Task requirements: From the listing below, output the lines between the one with "Generate a component" and the one with "string; pos: string", including those two, and nothing else. Pictures are not copied.

[Records for this task start]

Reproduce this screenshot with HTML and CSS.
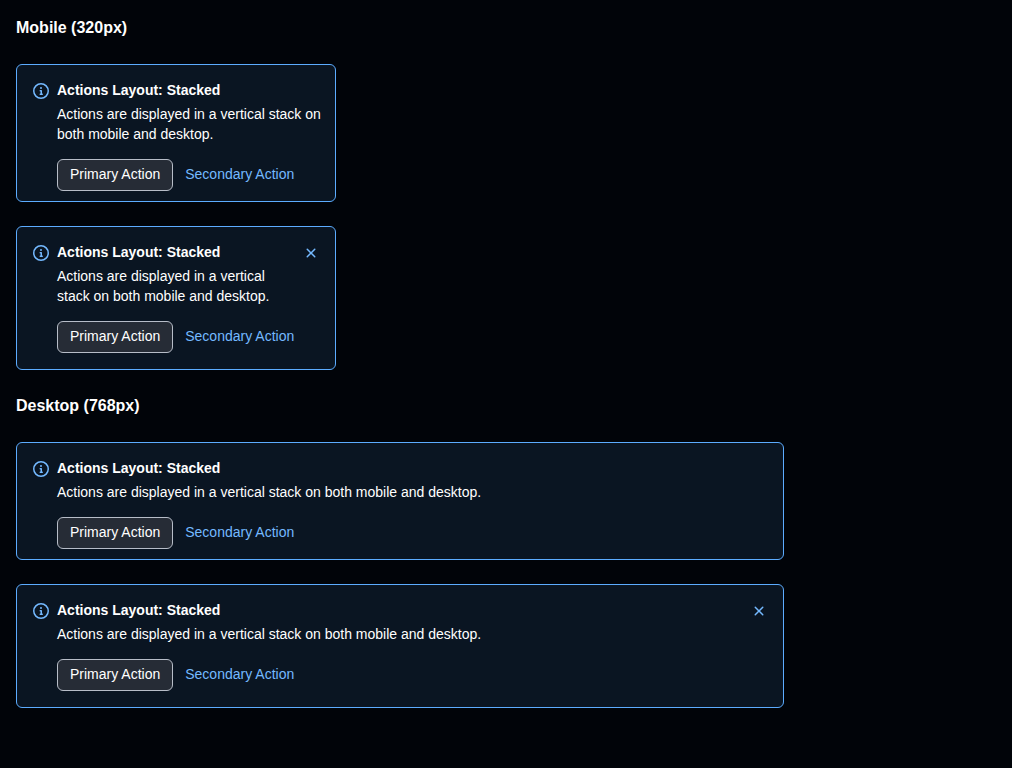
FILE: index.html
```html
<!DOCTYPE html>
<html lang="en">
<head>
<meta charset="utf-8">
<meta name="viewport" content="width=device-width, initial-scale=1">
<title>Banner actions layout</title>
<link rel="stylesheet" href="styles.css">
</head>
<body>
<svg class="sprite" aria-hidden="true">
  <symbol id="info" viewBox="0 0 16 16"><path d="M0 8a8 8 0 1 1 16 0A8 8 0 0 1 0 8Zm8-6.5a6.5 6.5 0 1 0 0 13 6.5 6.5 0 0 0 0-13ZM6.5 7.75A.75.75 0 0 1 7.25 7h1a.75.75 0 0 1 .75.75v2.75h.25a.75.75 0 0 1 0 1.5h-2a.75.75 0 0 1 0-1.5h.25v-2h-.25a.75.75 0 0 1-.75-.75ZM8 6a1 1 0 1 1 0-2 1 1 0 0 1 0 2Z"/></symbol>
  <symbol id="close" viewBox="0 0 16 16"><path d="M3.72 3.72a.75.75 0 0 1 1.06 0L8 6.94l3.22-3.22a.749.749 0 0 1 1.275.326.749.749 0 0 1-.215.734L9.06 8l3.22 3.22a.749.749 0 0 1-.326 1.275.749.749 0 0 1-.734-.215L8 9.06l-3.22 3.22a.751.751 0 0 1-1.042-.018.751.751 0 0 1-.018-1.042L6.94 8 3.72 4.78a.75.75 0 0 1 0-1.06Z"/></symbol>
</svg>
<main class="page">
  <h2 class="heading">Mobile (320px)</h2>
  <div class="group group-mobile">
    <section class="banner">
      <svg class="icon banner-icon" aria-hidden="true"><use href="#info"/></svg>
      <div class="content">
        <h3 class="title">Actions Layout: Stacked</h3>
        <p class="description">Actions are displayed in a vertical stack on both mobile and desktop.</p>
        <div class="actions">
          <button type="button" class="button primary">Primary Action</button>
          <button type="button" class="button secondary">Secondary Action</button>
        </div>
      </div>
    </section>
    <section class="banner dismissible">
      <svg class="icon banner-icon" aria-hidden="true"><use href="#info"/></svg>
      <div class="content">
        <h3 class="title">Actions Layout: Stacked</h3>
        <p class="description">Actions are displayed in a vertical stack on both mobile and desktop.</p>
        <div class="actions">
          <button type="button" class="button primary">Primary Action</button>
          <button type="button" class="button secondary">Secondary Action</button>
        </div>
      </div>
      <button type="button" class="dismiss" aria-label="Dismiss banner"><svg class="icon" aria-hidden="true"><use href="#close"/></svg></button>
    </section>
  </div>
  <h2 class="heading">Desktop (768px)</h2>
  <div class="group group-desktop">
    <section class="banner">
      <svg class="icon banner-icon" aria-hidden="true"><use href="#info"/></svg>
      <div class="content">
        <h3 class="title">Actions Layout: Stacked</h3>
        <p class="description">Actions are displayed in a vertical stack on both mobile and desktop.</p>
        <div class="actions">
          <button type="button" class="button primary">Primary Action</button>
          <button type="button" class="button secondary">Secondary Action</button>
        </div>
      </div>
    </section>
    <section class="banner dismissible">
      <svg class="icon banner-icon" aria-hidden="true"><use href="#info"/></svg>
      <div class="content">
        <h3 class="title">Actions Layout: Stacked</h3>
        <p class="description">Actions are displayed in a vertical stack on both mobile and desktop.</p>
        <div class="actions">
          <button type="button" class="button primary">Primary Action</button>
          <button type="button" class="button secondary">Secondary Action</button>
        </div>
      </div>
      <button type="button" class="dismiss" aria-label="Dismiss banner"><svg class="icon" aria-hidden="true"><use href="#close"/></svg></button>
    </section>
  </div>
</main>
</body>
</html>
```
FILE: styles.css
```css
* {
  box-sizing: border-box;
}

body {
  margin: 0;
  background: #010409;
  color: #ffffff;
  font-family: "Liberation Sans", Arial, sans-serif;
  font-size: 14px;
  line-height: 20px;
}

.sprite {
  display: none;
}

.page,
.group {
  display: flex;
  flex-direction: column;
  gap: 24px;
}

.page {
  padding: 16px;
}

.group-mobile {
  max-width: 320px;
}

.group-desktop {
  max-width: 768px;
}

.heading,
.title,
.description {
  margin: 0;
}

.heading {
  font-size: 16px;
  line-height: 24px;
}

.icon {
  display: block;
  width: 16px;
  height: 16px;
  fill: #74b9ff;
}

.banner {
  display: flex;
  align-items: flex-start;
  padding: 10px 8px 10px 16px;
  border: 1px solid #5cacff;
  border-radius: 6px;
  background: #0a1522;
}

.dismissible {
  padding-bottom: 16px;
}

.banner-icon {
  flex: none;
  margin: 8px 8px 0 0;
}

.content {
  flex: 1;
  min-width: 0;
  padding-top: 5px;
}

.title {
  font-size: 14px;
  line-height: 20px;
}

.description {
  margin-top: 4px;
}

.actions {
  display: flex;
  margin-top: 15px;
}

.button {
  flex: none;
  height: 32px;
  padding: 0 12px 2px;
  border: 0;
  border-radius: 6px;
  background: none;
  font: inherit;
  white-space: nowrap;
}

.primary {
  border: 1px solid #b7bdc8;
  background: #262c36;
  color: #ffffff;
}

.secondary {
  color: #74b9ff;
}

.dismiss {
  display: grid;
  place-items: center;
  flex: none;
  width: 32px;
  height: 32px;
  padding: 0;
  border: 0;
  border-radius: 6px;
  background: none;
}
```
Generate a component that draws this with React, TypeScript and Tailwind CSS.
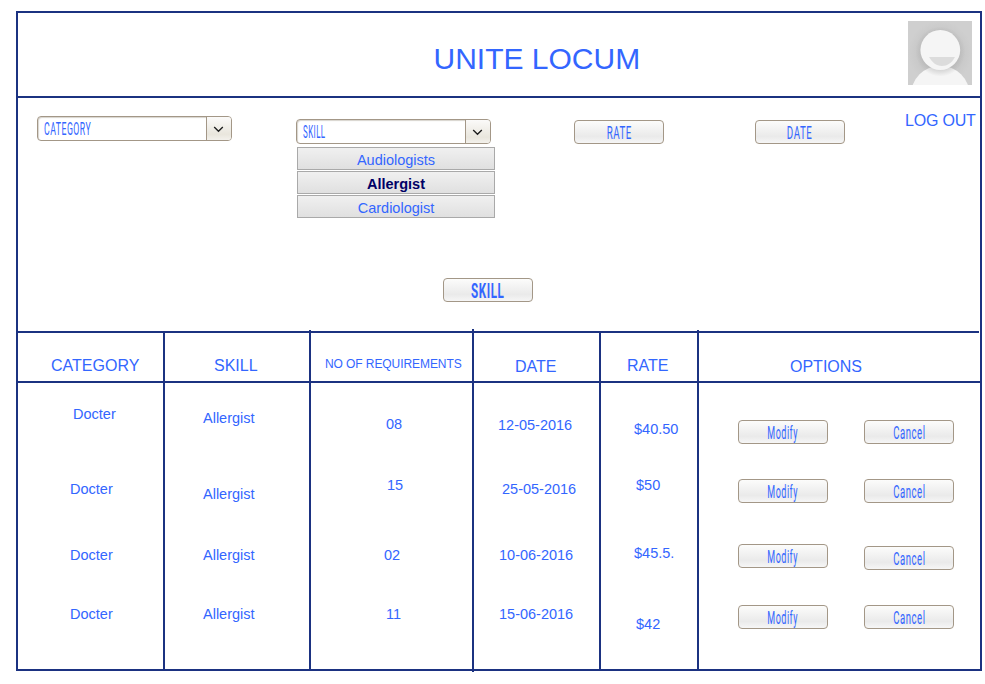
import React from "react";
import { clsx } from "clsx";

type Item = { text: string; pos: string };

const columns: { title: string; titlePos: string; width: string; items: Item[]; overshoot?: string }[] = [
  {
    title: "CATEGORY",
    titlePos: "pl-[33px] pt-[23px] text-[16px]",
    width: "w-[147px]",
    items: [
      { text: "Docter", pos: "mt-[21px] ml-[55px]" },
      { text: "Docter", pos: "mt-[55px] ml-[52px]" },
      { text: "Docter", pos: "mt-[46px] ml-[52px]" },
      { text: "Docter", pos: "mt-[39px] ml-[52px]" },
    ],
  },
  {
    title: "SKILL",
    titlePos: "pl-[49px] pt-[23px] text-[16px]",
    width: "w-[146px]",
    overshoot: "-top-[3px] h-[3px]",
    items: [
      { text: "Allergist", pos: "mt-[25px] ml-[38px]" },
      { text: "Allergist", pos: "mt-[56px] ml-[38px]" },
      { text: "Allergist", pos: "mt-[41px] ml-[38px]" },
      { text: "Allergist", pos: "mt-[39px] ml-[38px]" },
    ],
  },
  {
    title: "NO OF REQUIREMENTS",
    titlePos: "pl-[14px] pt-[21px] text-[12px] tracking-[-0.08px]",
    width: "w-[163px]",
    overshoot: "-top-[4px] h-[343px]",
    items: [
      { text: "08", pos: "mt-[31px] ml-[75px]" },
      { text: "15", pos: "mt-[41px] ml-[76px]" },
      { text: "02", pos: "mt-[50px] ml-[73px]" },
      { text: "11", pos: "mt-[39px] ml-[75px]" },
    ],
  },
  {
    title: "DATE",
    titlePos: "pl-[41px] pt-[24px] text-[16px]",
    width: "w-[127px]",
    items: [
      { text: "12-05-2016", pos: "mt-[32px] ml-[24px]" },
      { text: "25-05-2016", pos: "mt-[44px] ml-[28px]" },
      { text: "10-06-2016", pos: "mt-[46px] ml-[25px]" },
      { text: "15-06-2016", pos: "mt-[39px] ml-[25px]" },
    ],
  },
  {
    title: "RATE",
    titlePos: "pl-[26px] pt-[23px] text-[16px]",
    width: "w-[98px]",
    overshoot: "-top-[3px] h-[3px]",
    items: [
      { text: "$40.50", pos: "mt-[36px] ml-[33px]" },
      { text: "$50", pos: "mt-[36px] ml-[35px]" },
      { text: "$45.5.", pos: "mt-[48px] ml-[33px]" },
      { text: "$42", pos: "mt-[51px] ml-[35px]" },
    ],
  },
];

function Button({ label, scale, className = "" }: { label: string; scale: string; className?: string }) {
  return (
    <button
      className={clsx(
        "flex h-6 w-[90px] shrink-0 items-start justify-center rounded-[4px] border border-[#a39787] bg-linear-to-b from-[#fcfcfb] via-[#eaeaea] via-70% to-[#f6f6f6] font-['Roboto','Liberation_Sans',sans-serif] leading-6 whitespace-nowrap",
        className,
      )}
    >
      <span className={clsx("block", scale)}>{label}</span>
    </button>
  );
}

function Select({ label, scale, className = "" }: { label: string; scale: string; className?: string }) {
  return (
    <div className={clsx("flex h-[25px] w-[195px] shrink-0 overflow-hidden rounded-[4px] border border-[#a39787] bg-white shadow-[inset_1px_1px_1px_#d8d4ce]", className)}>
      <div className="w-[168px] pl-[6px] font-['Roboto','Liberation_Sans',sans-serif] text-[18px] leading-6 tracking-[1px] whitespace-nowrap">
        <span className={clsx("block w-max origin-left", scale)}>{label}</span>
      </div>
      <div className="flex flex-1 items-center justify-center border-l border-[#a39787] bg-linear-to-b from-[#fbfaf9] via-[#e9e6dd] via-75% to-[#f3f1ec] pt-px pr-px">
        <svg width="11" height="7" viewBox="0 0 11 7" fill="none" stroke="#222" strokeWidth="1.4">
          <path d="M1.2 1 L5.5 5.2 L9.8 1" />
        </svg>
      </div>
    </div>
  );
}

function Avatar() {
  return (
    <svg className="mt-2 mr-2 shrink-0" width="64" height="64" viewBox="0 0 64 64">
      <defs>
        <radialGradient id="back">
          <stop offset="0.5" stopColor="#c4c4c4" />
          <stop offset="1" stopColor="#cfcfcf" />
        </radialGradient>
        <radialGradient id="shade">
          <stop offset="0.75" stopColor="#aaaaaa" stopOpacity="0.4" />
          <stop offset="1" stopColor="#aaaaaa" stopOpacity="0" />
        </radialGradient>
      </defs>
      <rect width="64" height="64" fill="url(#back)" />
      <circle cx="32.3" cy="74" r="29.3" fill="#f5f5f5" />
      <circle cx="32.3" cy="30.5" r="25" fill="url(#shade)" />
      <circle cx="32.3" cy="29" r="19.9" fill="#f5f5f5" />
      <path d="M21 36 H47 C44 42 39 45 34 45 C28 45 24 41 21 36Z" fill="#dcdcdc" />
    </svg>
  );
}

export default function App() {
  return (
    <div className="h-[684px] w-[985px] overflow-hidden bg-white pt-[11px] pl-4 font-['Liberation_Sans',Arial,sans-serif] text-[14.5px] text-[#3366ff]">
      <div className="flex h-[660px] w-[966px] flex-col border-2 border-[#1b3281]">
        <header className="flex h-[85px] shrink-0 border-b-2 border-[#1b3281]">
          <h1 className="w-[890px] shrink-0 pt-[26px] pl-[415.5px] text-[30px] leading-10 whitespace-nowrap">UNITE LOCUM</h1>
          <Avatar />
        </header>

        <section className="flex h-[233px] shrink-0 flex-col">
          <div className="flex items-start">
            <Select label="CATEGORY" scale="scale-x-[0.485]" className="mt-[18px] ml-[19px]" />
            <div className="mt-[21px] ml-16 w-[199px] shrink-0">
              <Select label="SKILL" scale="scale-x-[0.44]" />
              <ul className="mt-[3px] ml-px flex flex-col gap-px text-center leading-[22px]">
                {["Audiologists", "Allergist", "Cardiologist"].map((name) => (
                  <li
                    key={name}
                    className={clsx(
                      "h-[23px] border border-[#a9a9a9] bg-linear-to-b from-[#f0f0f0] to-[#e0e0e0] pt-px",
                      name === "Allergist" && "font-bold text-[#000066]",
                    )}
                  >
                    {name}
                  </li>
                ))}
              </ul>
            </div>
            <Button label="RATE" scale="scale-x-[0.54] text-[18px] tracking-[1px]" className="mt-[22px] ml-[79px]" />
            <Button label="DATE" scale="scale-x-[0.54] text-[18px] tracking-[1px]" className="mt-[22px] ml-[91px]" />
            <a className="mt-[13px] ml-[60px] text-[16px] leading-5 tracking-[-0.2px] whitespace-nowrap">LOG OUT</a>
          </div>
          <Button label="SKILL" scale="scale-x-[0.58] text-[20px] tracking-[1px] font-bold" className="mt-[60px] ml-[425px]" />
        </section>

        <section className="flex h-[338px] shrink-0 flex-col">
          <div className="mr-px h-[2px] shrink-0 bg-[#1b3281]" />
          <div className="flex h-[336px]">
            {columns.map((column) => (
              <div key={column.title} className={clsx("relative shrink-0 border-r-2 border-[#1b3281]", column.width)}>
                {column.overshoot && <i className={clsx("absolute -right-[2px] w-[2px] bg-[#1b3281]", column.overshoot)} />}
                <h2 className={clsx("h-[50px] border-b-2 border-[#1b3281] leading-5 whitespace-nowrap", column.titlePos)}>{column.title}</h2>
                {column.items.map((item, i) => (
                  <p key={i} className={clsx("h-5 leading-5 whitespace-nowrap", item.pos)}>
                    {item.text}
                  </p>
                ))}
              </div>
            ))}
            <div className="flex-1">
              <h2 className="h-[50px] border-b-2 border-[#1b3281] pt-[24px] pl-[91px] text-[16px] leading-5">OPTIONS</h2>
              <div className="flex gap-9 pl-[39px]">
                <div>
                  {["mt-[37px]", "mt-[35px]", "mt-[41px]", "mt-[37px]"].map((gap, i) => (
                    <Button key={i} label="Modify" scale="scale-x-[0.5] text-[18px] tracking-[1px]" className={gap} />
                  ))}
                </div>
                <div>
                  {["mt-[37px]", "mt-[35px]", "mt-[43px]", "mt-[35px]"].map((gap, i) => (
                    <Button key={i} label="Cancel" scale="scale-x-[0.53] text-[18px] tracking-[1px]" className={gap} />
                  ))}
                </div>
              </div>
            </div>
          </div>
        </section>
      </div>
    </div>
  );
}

[Records for this task end]

Response to the exercise:
Generate a component that draws this with React, TypeScript and Tailwind CSS.
import React from "react";
import { clsx } from "clsx";

type Item = { text: string; pos: string };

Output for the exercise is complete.